1) The ideological contradictions between National Socialist Germany and the Soviet Union were in past years the sole reason why Germany and the U.S.S.R. stood opposed to each other in two separate and hostile camps. The developments of the recent period seem to show that differing world outlooks do not prohibit a reasonable relationship between the two states, and the restoration of cooperation of a new and friendly type. The period of opposition in foreign policy can be brought to an end once and for all and the way lies open for a new sort of future for both countries.

2) There exist no real conflicts of interest between Germany and the U.S.S.R. The living spaces of Germany and the U.S.S.R. touch each other, but in their natural requirements they do not conflict. Thus there is lacking all cause for an aggressive attitude on the part of one country against the other. Germany has no aggressive intentions against the U.S.S.R. The Reich Government is of the opinion that there is no question between the Baltic and the Black Seas which cannot be settled to the complete satisfaction of both countries. Among these are such questions as: the Baltic Sea, the Baltic area, Poland, Southeastern questions, etc. In such matters political cooperation between the two countries can have only a beneficial effect. The same applies to German and Soviet economy, which can be expanded in any direction.

3) There is no doubt that German-Soviet policy today has come to an historic turning point. The decisions with respect to policy to be made in the immediate future in Berlin and Moscow will be of decisive importance for the aspect of relationships between the German people and the peoples of the U.S.S.R. for generations. On those decisions will depend whether the two peoples will some day again and without any compelling reason take up arms against each other or whether they pass again into a friendly relationship. It has gone well with both countries previously when they were friends and badly when they were enemies.

4) It is true that Germany and the U.S.S.R., as a result of years of hostility in their respective world outlooks, today look at each other in a distrustful fashion. A great deal of rubbish which has accumulated will have to be cleared away. It must be said, however, that even during this period the natural sympathy of the Germans for the Russians never disappeared. The policy of both states can be built anew on that basis.

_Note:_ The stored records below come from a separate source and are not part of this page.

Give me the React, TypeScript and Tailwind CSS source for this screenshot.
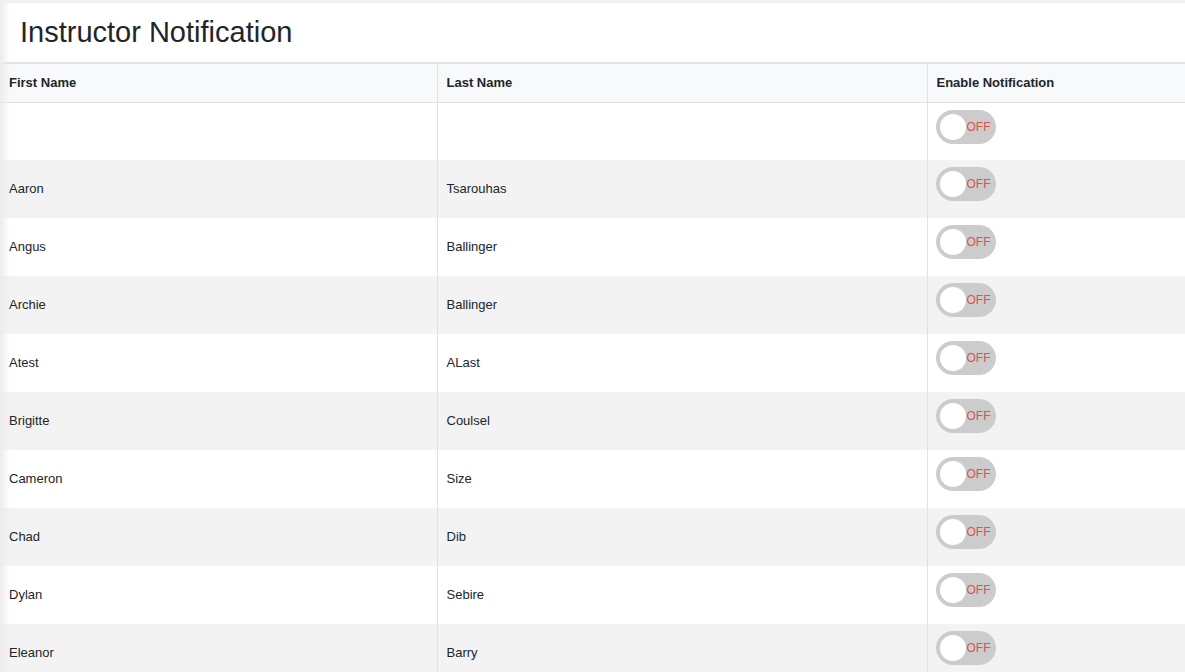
import React from 'react';

const rows: [string, string][] = [
  ['', ''],
  ['Aaron', 'Tsarouhas'],
  ['Angus', 'Ballinger'],
  ['Archie', 'Ballinger'],
  ['Atest', 'ALast'],
  ['Brigitte', 'Coulsel'],
  ['Cameron', 'Size'],
  ['Chad', 'Dib'],
  ['Dylan', 'Sebire'],
  ['Eleanor', 'Barry'],
];

function Toggle() {
  return (
    <div className="relative w-[60px] h-[34px] rounded-full bg-[#cccccc]">
      <span className="absolute left-[4px] top-[4px] w-[26px] h-[26px] rounded-full bg-white" />
      <span className="absolute left-[31px] top-0 leading-[34px] text-[12px] text-[#d9534f]">OFF</span>
    </div>
  );
}

export default function App() {
  return (
    <div className="w-[1185px] h-[672px] overflow-hidden bg-white font-['Liberation_Sans',Arial,sans-serif] text-[#212529]">
      <div className="h-[3px] bg-[#f0f1f4]" />
      <div className="relative">
        <div className="absolute left-0 top-0 bottom-0 w-[10px] bg-gradient-to-r from-[#ececec] to-transparent pointer-events-none z-10" />
        <h1 className="h-[59px] pl-[20px] pt-[12px] text-[29px] leading-[34px] font-normal">Instructor Notification</h1>
        <table className="w-full border-collapse text-[13px]">
          <thead>
            <tr className="bg-[#f8f9fa] border-t-2 border-[#dee2e6]">
              <th className="w-[437px] h-[39px] px-[9px] text-left font-bold border-r border-b border-[#dee2e6]">First Name</th>
              <th className="w-[490px] px-[9px] text-left font-bold border-r border-b border-[#dee2e6]">Last Name</th>
              <th className="px-[9px] text-left font-bold border-b border-[#dee2e6]">Enable Notification</th>
            </tr>
          </thead>
          <tbody>
            {rows.map(([first, last], i) => (
              <tr key={i} className={i % 2 === 1 ? 'bg-[#f3f3f3]' : 'bg-white'}>
                <td className="h-[58px] px-[9px] border-r border-[#dee2e6]">{first}</td>
                <td className="px-[9px] border-r border-[#dee2e6]">{last}</td>
                <td className="px-[8px] pt-[7px] align-top">
                  <Toggle />
                </td>
              </tr>
            ))}
          </tbody>
        </table>
      </div>
    </div>
  );
}
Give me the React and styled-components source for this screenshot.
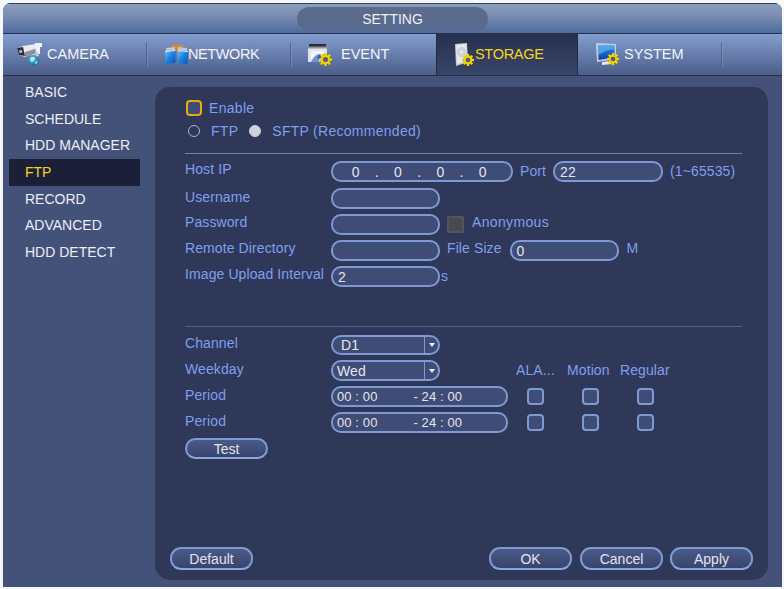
import React from 'react';
import styled, { createGlobalStyle } from 'styled-components';

const Global = createGlobalStyle`
  html, body { margin: 0; padding: 0; background: #f6f7fa; }
  body { width: 784px; height: 589px; overflow: hidden; font-family: "Liberation Sans", Arial, sans-serif; }
`;

const Page = styled.div`
  width: 784px;
  height: 589px;
  padding: 3px 2px 2px 3px;
  box-sizing: border-box;
`;
const Window = styled.div`
  width: 779px;
  height: 584px;
  display: flex;
  flex-direction: column;
  background: #44527a;
  border-radius: 8px 8px 0 0;
  overflow: hidden;
`;
const TitleBar = styled.div`
  height: 29px;
  flex: none;
  display: flex;
  justify-content: center;
  align-items: center;
  background: linear-gradient(#8d9dbd, #7d90b5 35%, #4f6a9c);
  border-top: 1px solid #33415f;
  border-bottom: 1px solid #25324f;
`;
const TitlePill = styled.div`
  width: 191px;
  height: 24px;
  border-radius: 12px;
  background: linear-gradient(#5c6c8b, #57698f);
  color: #eef0f5;
  font-size: 14px;
  line-height: 24px;
  text-align: center;
`;
const TabBar = styled.div`
  height: 41px;
  flex: none;
  display: grid;
  grid-template-columns: 144px 144px 145px 142px 144px 1fr;
  background: linear-gradient(#839dd0, #6d84b4 40%, #4c5e88);
  border-bottom: 1px solid #25324f;
`;
const Tab = styled.div`
  display: flex;
  align-items: center;
  padding-left: ${p => p.$pad}px;
  color: ${p => (p.$active ? '#f7d51d' : '#f2f4f8')};
  background: ${p => (p.$active ? 'linear-gradient(#262f4f, #3a4669)' : 'transparent')};
  box-shadow: ${p => (p.$active ? 'inset 1px 0 #1f2a45, inset -1px 0 #1f2a45' : 'none')};
  font-size: 14.5px;
  letter-spacing: ${p => p.$track || 0}px;
  white-space: nowrap;
`;
const TabIcon = styled.svg`
  flex: none;
  display: block;
`;
const TabText = styled.span`
  margin-left: ${p => p.$gap}px;
  padding-bottom: 1px;
`;
const TabDivider = styled.i`
  margin-left: auto;
  width: 1px;
  height: 24px;
  flex: none;
  background: #4d6290;
  box-shadow: 1px 0 rgba(150, 170, 210, 0.35);
`;
const Body = styled.div`
  flex: 1;
  display: flex;
  min-height: 0;
`;
const Sidebar = styled.nav`
  width: 152px;
  flex: none;
  padding: 3px 0 0 6px;
  box-sizing: border-box;
`;
const MenuItem = styled.div`
  width: 131px;
  height: 26.67px;
  line-height: 26px;
  padding-left: 16px;
  box-sizing: border-box;
  font-size: 14px;
  color: ${p => (p.$active ? '#f7d51d' : '#eceef4')};
  background: ${p => (p.$active ? '#1b2038' : 'transparent')};
`;
const Panel = styled.section`
  width: 613px;
  height: 493px;
  margin-top: 11px;
  flex: none;
  display: flex;
  flex-direction: column;
  background: #303859;
  border-radius: 15px;
  padding: 13px 15px 10px 15px;
  box-sizing: border-box;
  color: #7f9fee;
  font-size: 14px;
  letter-spacing: 0.1px;
`;
const Inner = styled.div`
  padding: 0 11px 0 15px;
`;
const EnableRow = styled.div`
  display: flex;
  align-items: center;
  height: 16px;
  letter-spacing: 0.3px;
`;
const EnableBox = styled.span`
  width: 16px;
  height: 16px;
  box-sizing: border-box;
  border: 2px solid #e8a912;
  border-radius: 4px;
  margin-left: 1px;
  margin-right: 7px;
  background: #3f4c75;
`;
const RadioRow = styled.div`
  display: flex;
  align-items: center;
  height: 18px;
  margin-top: 6px;
  letter-spacing: 0.28px;
`;
const Radio = styled.span`
  width: 12px;
  height: 12px;
  box-sizing: border-box;
  border-radius: 50%;
  margin-left: ${p => p.$left}px;
  margin-right: ${p => p.$right}px;
  border: 1.5px solid ${p => (p.$on ? '#cfd2d8' : '#a9b3cc')};
  background: ${p => (p.$on ? '#cfd2d8' : 'transparent')};
`;
const Rule = styled.hr`
  border: 0;
  height: 1px;
  margin: ${p => p.$top}px 0 ${p => p.$bottom}px;
  background: ${p => p.$color};
`;
const FormRow = styled.div`
  display: flex;
  align-items: center;
  height: ${p => p.$h || 21}px;
  margin-bottom: ${p => p.$after ?? 5}px;
  white-space: nowrap;
`;
const Label = styled.span`
  width: 146px;
  flex: none;
  padding-bottom: ${p => p.$up ?? 4}px;
`;
const Field = styled.span`
  width: ${p => p.$w}px;
  height: 100%;
  flex: none;
  box-sizing: border-box;
  border: 2px solid #7f9ad2;
  border-radius: 10px;
  margin-left: ${p => p.$left || 0}px;
  background: #3f4c76;
  color: #e4e6ee;
  display: flex;
  align-items: center;
  padding-left: ${p => p.$pad ?? 5}px;
  font-size: ${p => p.$size || 14}px;
  overflow: hidden;
`;
const IpCell = styled.span`
  width: 21.2px;
  text-align: center;
  flex: none;
`;
const SelectValue = styled.span`
  flex: 1;
`;
const SelectArrow = styled.span`
  width: 13px;
  height: 100%;
  flex: none;
  border-left: 1px solid #7f9ad2;
  display: flex;
  align-items: center;
  justify-content: center;
  &::before {
    content: '';
    border-style: solid;
    border-width: 4px 3px 0;
    border-color: #eef0f6 transparent transparent;
  }
`;
const PeriodEnd = styled.span`
  margin-left: 36px;
`;
const Inline = styled.span`
  margin-left: ${p => p.$left}px;
  padding-bottom: ${p => p.$up ?? 1}px;
  letter-spacing: ${p => p.$track ?? 0.1}px;
  flex: none;
`;
const HeaderCell = styled.span`
  width: ${p => p.$w}px;
  flex: none;
  padding-bottom: 1px;
`;
const HeaderGroup = styled.span`
  display: flex;
  margin-left: 76px;
`;
const Square = styled.span`
  width: 17px;
  height: 17px;
  flex: none;
  box-sizing: border-box;
  border: 2px solid ${p => (p.$off ? '#56565a' : '#7f9ad2')};
  border-radius: ${p => (p.$off ? 2 : 4)}px;
  background: ${p => (p.$off ? '#4a4a4e' : '#3f4c76')};
  margin-left: ${p => p.$left}px;
`;
const Button = styled.button`
  width: 83px;
  height: ${p => p.$h || 23}px;
  box-sizing: border-box;
  border: 2px solid #7f9ad2;
  border-bottom-color: #8ba6dc;
  border-radius: 11px;
  background: linear-gradient(#4a5a87, #38446c);
  color: #e2e4ec;
  font: 14px "Liberation Sans", Arial, sans-serif;
  padding: 0;
  display: block;
`;
const ApplyButton = styled(Button)`
  margin-left: -1px;
`;
const Footer = styled.footer`
  margin-top: auto;
  display: flex;
  gap: 8px;
`;
const Spacer = styled.span`
  flex: 1;
`;

const Gear = ({ cx, cy, r = 5.5 }) => (
  <g>
    <circle cx={cx} cy={cy} r={r - 1} fill="#f5d000" stroke="#7a6400" strokeWidth="0.6" />
    {[0, 45, 90, 135].map(a => (
      <rect key={a} x={cx - 1.1} y={cy - r - 0.6} width="2.2" height={2 * r + 1.2} fill="#f7d400" transform={`rotate(${a} ${cx} ${cy})`} />
    ))}
    <circle cx={cx} cy={cy} r={r * 0.42} fill="#4c5e88" />
  </g>
);

const CameraIcon = () => (
  <TabIcon width="25" height="23" viewBox="0 0 25 23">
    <defs>
      <radialGradient id="globe" cx="0.4" cy="0.35" r="0.7">
        <stop offset="0" stopColor="#5fd0f0" />
        <stop offset="1" stopColor="#0d5f96" />
      </radialGradient>
    </defs>
    <path d="M0 5 L6 3 L18 1 L21 3 L21 10 L8 14 L2 12 Z" fill="#e8eaef" />
    <path d="M0 5 L6 4 L8 13 L2 12 Z" fill="#2a2e38" />
    <path d="M8 9 L21 5 L21 10 L8 14 Z" fill="#8a90a0" />
    <circle cx="3.7" cy="8.5" r="1.7" fill="#a6acb8" />
    <path d="M18 0 H25 V4 H23 V11 H19 Z" fill="#f2f3f6" />
    <path d="M14 12 L21 9 L22 13 L17 15 Z" fill="#c4c8d2" />
    <circle cx="16.5" cy="17.5" r="5.4" fill="url(#globe)" />
    <path d="M13 15 Q16 13 18 15 L17 18 L14 19 Z M18 19 L21 18 L19 22 Z" fill="#c7eef2" opacity="0.85" />
  </TabIcon>
);
const NetworkIcon = () => (
  <TabIcon width="23" height="19" viewBox="0 0 23 19">
    <defs>
      <linearGradient id="net" x1="0" y1="0" x2="1" y2="1">
        <stop offset="0" stopColor="#74c8f6" />
        <stop offset="0.5" stopColor="#1a82e0" />
        <stop offset="1" stopColor="#0a55b8" />
      </linearGradient>
    </defs>
    <path d="M1 3 L10 2 V5 L1 6 Z M13 2 L22 3 V6 L13 5 Z" fill="#c4c7cf" />
    <path d="M0 6 L10.5 5 V18 L0.5 19 Z" fill="url(#net)" />
    <path d="M12.5 5 L23 6 L22.5 19 L12.5 18 Z" fill="url(#net)" />
    <path d="M0 6 L10.5 5 V6 L0 7 Z M12.5 5 L23 6 V7 L12.5 6 Z" fill="#e6edf6" />
    <path d="M6 0 H18 V2 H13 V6 H10.5 V2 H6 Z" fill="#e08a20" />
  </TabIcon>
);
const EventIcon = () => (
  <TabIcon width="24" height="22" viewBox="0 0 24 22">
    <rect x="1" y="0" width="17" height="5" fill="#2b2d33" />
    <rect x="0" y="4" width="19" height="14" fill="#dfe3ea" />
    <rect x="0" y="2.5" width="19" height="2" fill="#8d919b" />
    <rect x="3" y="7" width="12" height="9" fill="#f2f4f8" />
    <path d="M3 18 Q8 8 13 11 L11 18 Z" fill="#6f94d6" />
    <path d="M9 13 l3 -3 2 2 -3 4 z" fill="#2e62b8" />
    <Gear cx={17.5} cy={15.5} r={6} />
  </TabIcon>
);
const StorageIcon = () => (
  <TabIcon width="21" height="23" viewBox="0 0 21 23">
    <path d="M2 1 L14 0 L15 19 L3 23 Z" fill="#c4c9d2" />
    <path d="M3 2 L13 1 L14 18 L4 21 Z" fill="#e6e9ee" />
    <ellipse cx="8.5" cy="9" rx="4" ry="4.5" fill="#d2d6de" stroke="#b4b9c4" strokeWidth="0.6" />
    <circle cx="8.5" cy="9" r="1.1" fill="#f5f6f8" />
    <Gear cx={15} cy={17} r={5.5} />
  </TabIcon>
);
const SystemIcon = () => (
  <TabIcon width="23" height="23" viewBox="0 0 23 23">
    <defs>
      <linearGradient id="scr" x1="0" y1="0" x2="0" y2="1">
        <stop offset="0" stopColor="#2a90e4" />
        <stop offset="1" stopColor="#0a3fa8" />
      </linearGradient>
    </defs>
    <path d="M0 0 L20 1 L20 16 L1 19 Z" fill="#c9cdd6" />
    <path d="M2 2 L18.5 2.5 L18.5 14.5 L2.5 17 Z" fill="url(#scr)" />
    <path d="M2 2 L18.5 2.5 L18.5 6 Q10 7 2.3 12 Z" fill="#5fb0ec" opacity="0.75" />
    <path d="M6 19 L14 18 L16 21 L6 22 Z" fill="#e5e7ec" />
    <Gear cx={17} cy={16} r={5.5} />
  </TabIcon>
);

const menu = ['BASIC', 'SCHEDULE', 'HDD MANAGER', 'FTP', 'RECORD', 'ADVANCED', 'HDD DETECT'];
const tabs = [
  { name: 'CAMERA', Icon: CameraIcon, pad: 14, gap: 5 },
  { name: 'NETWORK', Icon: NetworkIcon, pad: 18, gap: 0, track: -0.4 },
  { name: 'EVENT', Icon: EventIcon, pad: 17, gap: 9 },
  { name: 'STORAGE', Icon: StorageIcon, pad: 17, gap: 1, active: true, track: -0.3 },
  { name: 'SYSTEM', Icon: SystemIcon, pad: 18, gap: 5 },
];

const PeriodRow = ({ after }) => (
  <FormRow $after={after}>
    <Label>Period</Label>
    <Field $w={177} $size={13} $pad={4}>00 : 00<PeriodEnd>- 24 : 00</PeriodEnd></Field>
    <Square $left={19} />
    <Square $left={38} />
    <Square $left={38} />
  </FormRow>
);

export default function App() {
  return (
    <Page>
      <Global />
      <Window>
        <TitleBar><TitlePill>SETTING</TitlePill></TitleBar>
        <TabBar>
          {tabs.map(({ name, Icon, pad, gap, active, track }) => (
            <Tab key={name} $pad={pad} $active={active} $track={track}>
              <Icon />
              <TabText $gap={gap}>{name}</TabText>
              {!active && name !== 'EVENT' && <TabDivider />}
            </Tab>
          ))}
        </TabBar>
        <Body>
          <Sidebar>
            {menu.map(m => <MenuItem key={m} $active={m === 'FTP'}>{m}</MenuItem>)}
          </Sidebar>
          <Panel>
            <Inner>
              <EnableRow><EnableBox />Enable</EnableRow>
              <RadioRow>
                <Radio $left={3} $right={11} />FTP
                <Radio $left={11} $right={11} $on />SFTP (Recommended)
              </RadioRow>
              <Rule $top={13} $bottom={7} $color="#6480b4" />
              <FormRow $after={6}>
                <Label $up={6}>Host IP</Label>
                <Field $w={182} $pad={12}>
                  <IpCell>0</IpCell><IpCell>.</IpCell><IpCell>0</IpCell><IpCell>.</IpCell>
                  <IpCell>0</IpCell><IpCell>.</IpCell><IpCell>0</IpCell>
                </Field>
                <Inline $left={7}>Port</Inline>
                <Field $w={110} $left={7}>22</Field>
                <Inline $left={7}>(1~65535)</Inline>
              </FormRow>
              <FormRow><Label>Username</Label><Field $w={109} /></FormRow>
              <FormRow>
                <Label $up={6}>Password</Label><Field $w={109} />
                <Square $off $left={7} />
                <Inline $left={8} $up={5} $track={0.35}>Anonymous</Inline>
              </FormRow>
              <FormRow>
                <Label $up={6}>Remote Directory</Label><Field $w={109} />
                <Inline $left={7} $up={5}>File Size</Inline>
                <Field $w={109} $left={8}>0</Field>
                <Inline $left={8} $up={5}>M</Inline>
              </FormRow>
              <FormRow $after={0}>
                <Label $up={6}>Image Upload Interval</Label><Field $w={109}>2</Field>
                <Inline $left={1}>s</Inline>
              </FormRow>
              <Rule $top={39} $bottom={8} $color="#4c628f" />
              <FormRow $h={20}>
                <Label>Channel</Label>
                <Field $w={109} $pad={8}><SelectValue>D1</SelectValue><SelectArrow /></Field>
              </FormRow>
              <FormRow>
                <Label>Weekday</Label>
                <Field $w={109} $pad={4}><SelectValue>Wed</SelectValue><SelectArrow /></Field>
                <HeaderGroup>
                  <HeaderCell $w={51}>ALA...</HeaderCell>
                  <HeaderCell $w={53}>Motion</HeaderCell>
                  <HeaderCell $w={50}>Regular</HeaderCell>
                </HeaderGroup>
              </FormRow>
              <PeriodRow />
              <PeriodRow />
              <Button $h={21}>Test</Button>
            </Inner>
            <Footer>
              <Button>Default</Button>
              <Spacer />
              <Button>OK</Button>
              <Button>Cancel</Button>
              <ApplyButton>Apply</ApplyButton>
            </Footer>
          </Panel>
        </Body>
      </Window>
    </Page>
  );
}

5) The Reich Government and the Soviet Government must, judging from all experience, count it as certain that the capitalistic Western democracies are the unforgiving enemies of both National Socialist Germany and of the U.S.S.R. They are today trying again, by the conclusion of a military alliance, to drive the U.S.S.R. into the war against Germany. In 1914 this policy had disastrous results for Russia. It is the compelling interest of both countries to avoid for all future time the destruction of Germany and of the U.S.S.R., which would profit only the Western democracies.

6) The crisis which has been produced in German-Polish relations by English policy, as well as English agitation for war and the attempts at an alliance which are bound up with that policy, make a speedy clarification of German-Russian relations desirable. Otherwise these matters, without any German initiative, might take a turn which would deprive both Governments of the possibility of restoring German-Soviet friendship and possibly of clearing up jointly the territorial questions of Eastern Europe. The leadership in both countries should, therefore not allow the situation to drift, but should take action at the proper time. It would be fatal if, through mutual lack of knowledge of views and intentions our peoples should be finally driven asunder.

As we have been informed, the Soviet Government also has the desire for a clarification of German-Russian relations. Since, however, according to previous experience this clarification can be achieved only slowly through the usual diplomatic channels, Reich Foreign Minister von Ribbentrop is prepared to make a short visit to Moscow in order, in the name of the Führer, to set forth the Führer's views to Herr Stalin. Only through such a direct discussion, in the view of Herr von Ribbentrop, can a change be brought about, and it should not be impossible thereby to lay the foundations for a definite improvement in German-Russian relations.

ANNEX: I request that you do not give Herr Molotov these instructions in writing, but that you read them to him. I consider it important that they reach Herr Stalin in as exact a form as possible and I authorize you at the same time to request from Herr Molotov on my behalf an audience with Herr Stalin so that you may be able to make this important communication directly to him also. In addition to a conference with Molotov, an extended conference with Stalin would be a condition for my making the trip.